Extracts from the "Deans Letters", by John Deans:
2 Sept 1845……John Gebbie and Samuel Manson have taken a bowen of fourteen cows each and gone to the head of Port Cooper; they are to bring up all the calves for us and to pay 50/- for each cow. John’s time expired four months before he left, and he had saved nearly as much as to furnish him in a steading, provisions for twelve months , and to buy a mare and two good cows. Of course Samuel had not time to lay past so much, but he made an effort to get a steading and plenty of provisions. His time was only half run, but as he was anxious to be his own master, and had got nearly all our carpenter work finished, we let him go. We have sent to Sydney for cheese-making materials for them both.

20 Dec 1847…..John Gebbie and Samuel Manson continue to hold bowens of cows from us, and they intend next year to increase the number. They are both doing well, and are gradually increasing their own stock; by next spring Gebbie should have six cows of his own to milk besides some young stock, a mare, a colt, and a foal. Manson should have at least three cows and some young stock of his own.
4 June 1851…..[William Deans, in New Zealand, to his father in Scotland]….Samuel Manson is desirous that his wife’s father and mother and some of her brothers and sisters should join them here. For that purpose he will advance a sum of £50 or such smaller sum as may be required to assist in getting passages for them. I understand from the emigration agent of the Canterbury Association that they will grant assisted passages to emigrants of the proper class, on their paying one-third part of the passage money, which will amount to £5 or £6 per head per adult, and a proportionately smaller sum for the children. I have promised Manson that James [his brother in Scotland] would manage the matter for them and get the money required, drawing on him or us for the amount. The following memorandum taken from Manson’s dictation will instruct you as to the parties he wishes to assist. Some of the other brothers and sisters wish also to come, but as they should be able to manage for themselves, Manson declines to assist them. "Samuel Manson and his wife wish Mrs Manson’s father and mother and her brothers Matthew and David to join them in New Zealand, and likewise her sister Agnes and her children; for that purpose they agree to pay £50 towards their passage, and likewise they wish £10 to be advanced to Mrs Manson’s father to bring some articles with them that Mr and Mrs Manson have written for. The above sum of £50 is to be paid to enable them to get a passage, but they are not to have the money unless for that purpose. If Mrs Manson’s sister Margaret has not already sailed for New Zealand, they wish her to join the party."

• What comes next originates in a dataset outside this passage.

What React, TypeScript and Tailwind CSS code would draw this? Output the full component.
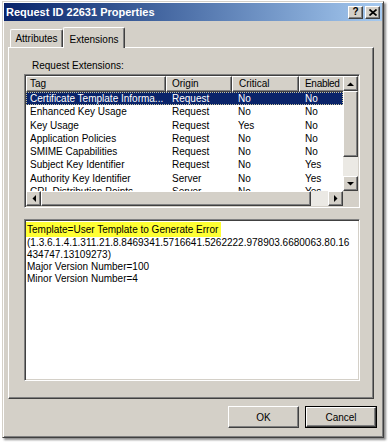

Much has been written about the Manson family over the years, some of it correct, and some inaccurate. But no account could ever be considered complete without reference to their very large family. They had seventeen adult children; I was once told by an elderly family member that Jean Manson actually gave birth to twenty-one babies, nineteen of these surviving birth. Certainly in our branch of the family, my great-grandmother, Jeannie, the fourth-born child, could recall her father, on more than one occasion, riding off to the Governor's Bay churchyard, a tiny coffin balanced on the saddle. The first two of the children, Agnes and Robert, were both born in Ayrshire; Marion was born on board ship during a storm in the Bay of Biscay; Jeannie at Deans' Farm, Riccarton, and credited with being the first white child to be born on the Canterbury Plains of New Zealand. And the next-born John, arrived within weeks of the family's removal from Riccarton to the Head of the Bay. With the arrival of the so-called "First Four Ships" to Canterbury in 1850-1851, the family was able to obtain domestic help. One young girl to work for the Mansons at this time was Susannah Chaney; years later she remembered "We had not been long in Port when Mr Samuel Manson, who lived at the head of the bay, came to the township to engage a domestic servant, and I took the position at 10s a week. I thought that my fortune was made, as for such a place at Home the weekly wage was half a crown. I went across the head of the bay in a whaleboat, and when we arrived there the tide was out, and there was a big expanse of mudflats. I was taken ashore on a sledge drawn by two bullocks. There was a tub lashed to the sledge, and to this a seat was fixed. Manson's was the first farm I ever saw in my life. The home was just one big room partitioned off into apartments. Mr and Mrs Manson were very nice people indeed, Mrs Manson a lovely big Scotswoman......There was some beautiful bush at the bay then, and plenty of native birds. I have seen Mr Manson go into the bush on a Sunday and return with two wild pigs on the sledge and the muzzle of his gun loaded with native pigeons - fine plump birds, the size of a young pullet......I stayed with the Mansons twelve months, when I decided to return home to Lyttelton."

It was 1864 before the bigger homestead at Kainshill was built; this also was the year of birth of the last-born child, Quinton Campbell. Many of the Manson children themselves produced large numbers of offspring; there was at one time in excess of 120 grandchildren.
On 18th April 1890, Samuel Manson, aged 75, died after a week's illness, at his home at Kainshill. It must have been with some consternation that the family discovered that he had left no will. Administration of his estate was eventually granted to his sons Thomas, Hugh and Campbell; but to ensure that there was no repeat of this situation, Jean, on the day of her husband Samuel's burial, visited a solicitor and made her own last will and testament. To this a codicil was added 5th June 1896. Jean died 18th February 1898, aged 79. Both lie buried in the picturesque Governor's Bay churchyard, their graves marked by a tall stone, said to have been sledged down from high above on Cooper's Knob, overlooking the Kainshill estate.